Applause broke out from the crowd that now stretched from St. Peter’s to the Tiber River and beyond.
At the same time, bells began to ring throughout John Paul’s native Poland.
Relics of the two saints were then displayed on the altar – a phial of blood of John Paul II and a piece of skin which was removed from the body of John XXIII when it was exhumed for his beatification in 2000.
During his homily, Francis referred to St. John XXIII as “the Pope of openness to the Holy Spirit”, and to St. John Paul II as “the Pope of the Family”, recalling that “at the heart of this Sunday, which concludes the Octave of Easter and which John Paul II wished to dedicate to Divine Mercy, are the glorious wounds of the risen Jesus.”
He went on to reflect upon the gospel of the day, which was the incident of Thomas confronting his risen Savior.
“The wounds of Jesus are a scandal, a stumbling block for faith, yet they are also the test of faith. That is why on the body of the risen Christ the wounds never pass away: they remain, for those wounds are the enduring sign of God’s love for us. They are essential for believing in God. Not for believing that God exists, but for believing that God is love, mercy and faithfulness. Saint Peter, quoting Isaiah, writes to Christians: ‘by his wounds you have been healed’,” Francis said.
“John XXIII and John Paul II were not afraid to look upon the wounds of Jesus, to touch his torn hands and his pierced side. They were not ashamed of the flesh of Christ, they were not scandalized by him, by his cross; they did not despise the flesh of their brother, because they saw Jesus in every person who suffers and struggles. These were two men of courage, filled with the parrhesia of the Holy Spirit, and they bore witness before the Church and the world to God’s goodness and mercy.”

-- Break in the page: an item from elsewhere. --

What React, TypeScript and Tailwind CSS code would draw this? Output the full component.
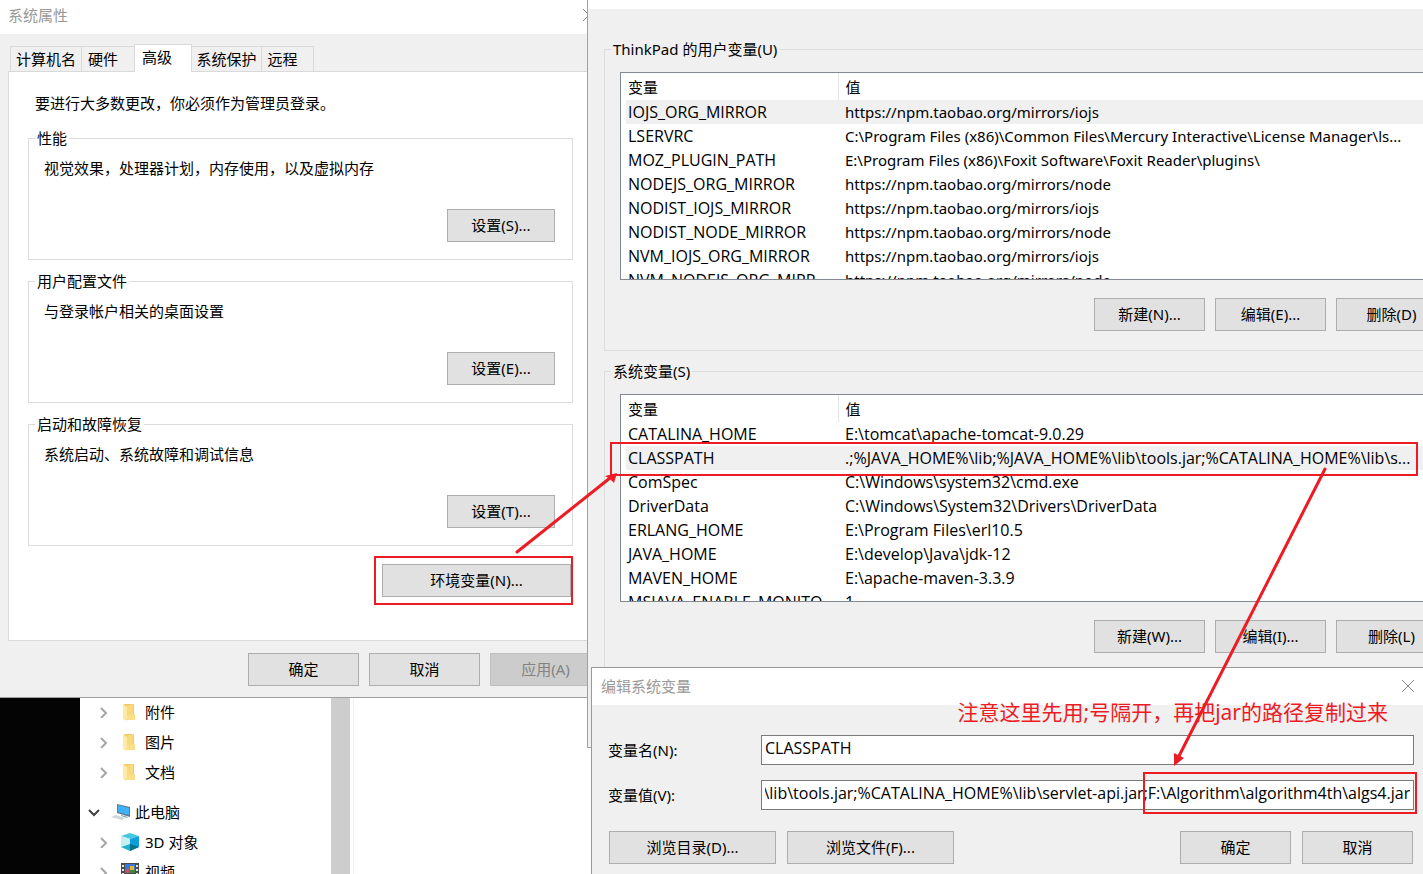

He called both men “priests, bishops and popes of the twentieth century” who had lived through the tragic events of the time but were not overwhelmed by them.
“For them, God was more powerful; faith was more powerful – faith in Jesus Christ the Redeemer of man and the Lord of history . . .”
He also commended both popes for the role they played in Second Vatican Council.
“John XXIII and John Paul II cooperated with the Holy Spirit in renewing and updating the Church in keeping with her pristine features, those features which the saints have given her throughout the centuries. Let us not forget that it is the saints who give direction and growth to the Church. In convening the Council, John XXIII showed an exquisite openness to the Holy Spirit. He let himself be led and he was for the Church a pastor, a servant-leader. This was his great service to the Church; he was the pope of openness to the Spirit.
“In his own service to the People of God, John Paul II was the pope of the family. He himself once said that he wanted to be remembered as the pope of the family. I am particularly happy to point this out as we are in the process of journeying with families towards the Synod on the family. It is surely a journey which, from his place in heaven, he guides and sustains”.
The Holy Father concluded. “May these two new saints and shepherds of God’s people intercede for the Church, so that during this two-year journey toward the Synod she may be open to the Holy Spirit in pastoral service to the family. May both of them teach us not to be scandalized by the wounds of Christ and to enter ever more deeply into the mystery of divine mercy, which always hopes and always forgives, because it always loves”.
The bodies of both popes were displayed in glass cases for the faithful to venerate throughout the day.